» **SOURCE EXCERPT**

========================================================================

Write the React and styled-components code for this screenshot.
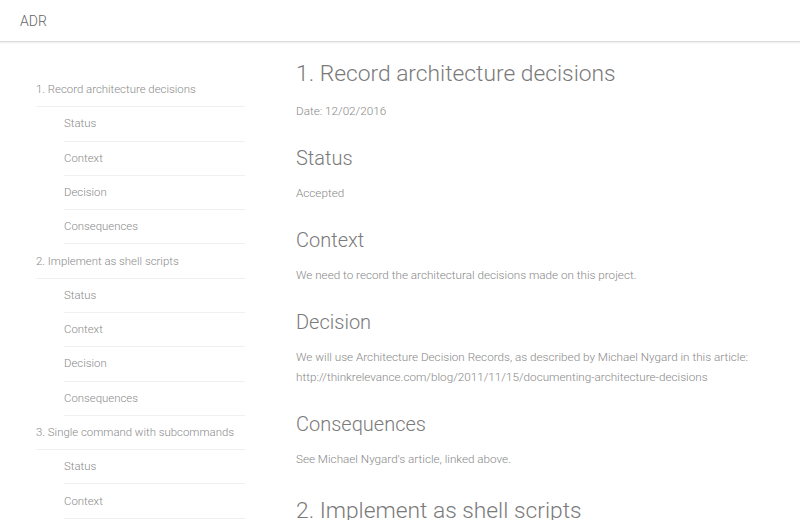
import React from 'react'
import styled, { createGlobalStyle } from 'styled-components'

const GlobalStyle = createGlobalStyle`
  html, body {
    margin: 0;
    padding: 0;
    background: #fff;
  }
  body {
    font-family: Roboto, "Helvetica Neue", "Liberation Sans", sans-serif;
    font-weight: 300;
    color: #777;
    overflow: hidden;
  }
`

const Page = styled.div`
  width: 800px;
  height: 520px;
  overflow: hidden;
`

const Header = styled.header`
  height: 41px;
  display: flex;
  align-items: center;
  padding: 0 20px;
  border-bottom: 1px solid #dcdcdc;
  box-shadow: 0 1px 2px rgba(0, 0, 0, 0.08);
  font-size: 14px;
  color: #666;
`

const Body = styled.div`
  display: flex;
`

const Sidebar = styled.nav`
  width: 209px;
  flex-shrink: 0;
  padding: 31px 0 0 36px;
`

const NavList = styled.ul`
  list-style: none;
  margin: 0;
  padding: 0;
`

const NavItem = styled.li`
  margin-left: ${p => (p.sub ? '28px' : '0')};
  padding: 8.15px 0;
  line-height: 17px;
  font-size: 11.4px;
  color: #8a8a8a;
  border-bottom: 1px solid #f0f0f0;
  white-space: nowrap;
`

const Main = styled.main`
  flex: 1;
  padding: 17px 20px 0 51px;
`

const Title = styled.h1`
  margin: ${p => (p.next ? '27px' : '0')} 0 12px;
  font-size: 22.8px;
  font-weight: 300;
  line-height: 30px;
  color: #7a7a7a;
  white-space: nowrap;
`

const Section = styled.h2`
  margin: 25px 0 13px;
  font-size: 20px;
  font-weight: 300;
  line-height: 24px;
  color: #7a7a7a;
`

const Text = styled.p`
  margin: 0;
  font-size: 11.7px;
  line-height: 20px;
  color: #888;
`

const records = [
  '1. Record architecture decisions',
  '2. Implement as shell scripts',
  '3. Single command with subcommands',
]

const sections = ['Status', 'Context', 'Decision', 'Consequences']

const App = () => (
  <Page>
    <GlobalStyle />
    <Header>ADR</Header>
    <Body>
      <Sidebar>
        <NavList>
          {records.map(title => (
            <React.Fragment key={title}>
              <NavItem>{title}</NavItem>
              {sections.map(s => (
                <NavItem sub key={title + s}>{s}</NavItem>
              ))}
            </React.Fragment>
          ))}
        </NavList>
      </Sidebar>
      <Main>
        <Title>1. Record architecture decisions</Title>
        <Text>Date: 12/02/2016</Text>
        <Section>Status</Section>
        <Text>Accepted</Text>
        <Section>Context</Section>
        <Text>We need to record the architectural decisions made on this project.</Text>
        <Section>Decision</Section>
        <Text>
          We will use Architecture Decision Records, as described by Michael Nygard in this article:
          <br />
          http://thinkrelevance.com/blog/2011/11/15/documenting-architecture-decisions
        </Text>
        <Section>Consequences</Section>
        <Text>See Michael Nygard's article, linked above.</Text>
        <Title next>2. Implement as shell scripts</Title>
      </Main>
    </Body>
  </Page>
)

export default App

========================================================================

Your task is to repeat the material above exactly, without its pictures.

» **RESULT**
Write the React and styled-components code for this screenshot.
import React from 'react'
import styled, { createGlobalStyle } from 'styled-components'

const GlobalStyle = createGlobalStyle`
  html, body {
    margin: 0;
    padding: 0;
    background: #fff;
  }
  body {
    font-family: Roboto, "Helvetica Neue", "Liberation Sans", sans-serif;
    font-weight: 300;
    color: #777;
    overflow: hidden;
  }
`

const Page = styled.div`
  width: 800px;
  height: 520px;
  overflow: hidden;
`

const Header = styled.header`
  height: 41px;
  display: flex;
  align-items: center;
  padding: 0 20px;
  border-bottom: 1px solid #dcdcdc;
  box-shadow: 0 1px 2px rgba(0, 0, 0, 0.08);
  font-size: 14px;
  color: #666;
`

const Body = styled.div`
  display: flex;
`

const Sidebar = styled.nav`
  width: 209px;
  flex-shrink: 0;
  padding: 31px 0 0 36px;
`

const NavList = styled.ul`
  list-style: none;
  margin: 0;
  padding: 0;
`

const NavItem = styled.li`
  margin-left: ${p => (p.sub ? '28px' : '0')};
  padding: 8.15px 0;
  line-height: 17px;
  font-size: 11.4px;
  color: #8a8a8a;
  border-bottom: 1px solid #f0f0f0;
  white-space: nowrap;
`

const Main = styled.main`
  flex: 1;
  padding: 17px 20px 0 51px;
`

const Title = styled.h1`
  margin: ${p => (p.next ? '27px' : '0')} 0 12px;
  font-size: 22.8px;
  font-weight: 300;
  line-height: 30px;
  color: #7a7a7a;
  white-space: nowrap;
`

const Section = styled.h2`
  margin: 25px 0 13px;
  font-size: 20px;
  font-weight: 300;
  line-height: 24px;
  color: #7a7a7a;
`

const Text = styled.p`
  margin: 0;
  font-size: 11.7px;
  line-height: 20px;
  color: #888;
`

const records = [
  '1. Record architecture decisions',
  '2. Implement as shell scripts',
  '3. Single command with subcommands',
]

const sections = ['Status', 'Context', 'Decision', 'Consequences']

const App = () => (
  <Page>
    <GlobalStyle />
    <Header>ADR</Header>
    <Body>
      <Sidebar>
        <NavList>
          {records.map(title => (
            <React.Fragment key={title}>
              <NavItem>{title}</NavItem>
              {sections.map(s => (
                <NavItem sub key={title + s}>{s}</NavItem>
              ))}
            </React.Fragment>
          ))}
        </NavList>
      </Sidebar>
      <Main>
        <Title>1. Record architecture decisions</Title>
        <Text>Date: 12/02/2016</Text>
        <Section>Status</Section>
        <Text>Accepted</Text>
        <Section>Context</Section>
        <Text>We need to record the architectural decisions made on this project.</Text>
        <Section>Decision</Section>
        <Text>
          We will use Architecture Decision Records, as described by Michael Nygard in this article:
          <br />
          http://thinkrelevance.com/blog/2011/11/15/documenting-architecture-decisions
        </Text>
        <Section>Consequences</Section>
        <Text>See Michael Nygard's article, linked above.</Text>
        <Title next>2. Implement as shell scripts</Title>
      </Main>
    </Body>
  </Page>
)

export default App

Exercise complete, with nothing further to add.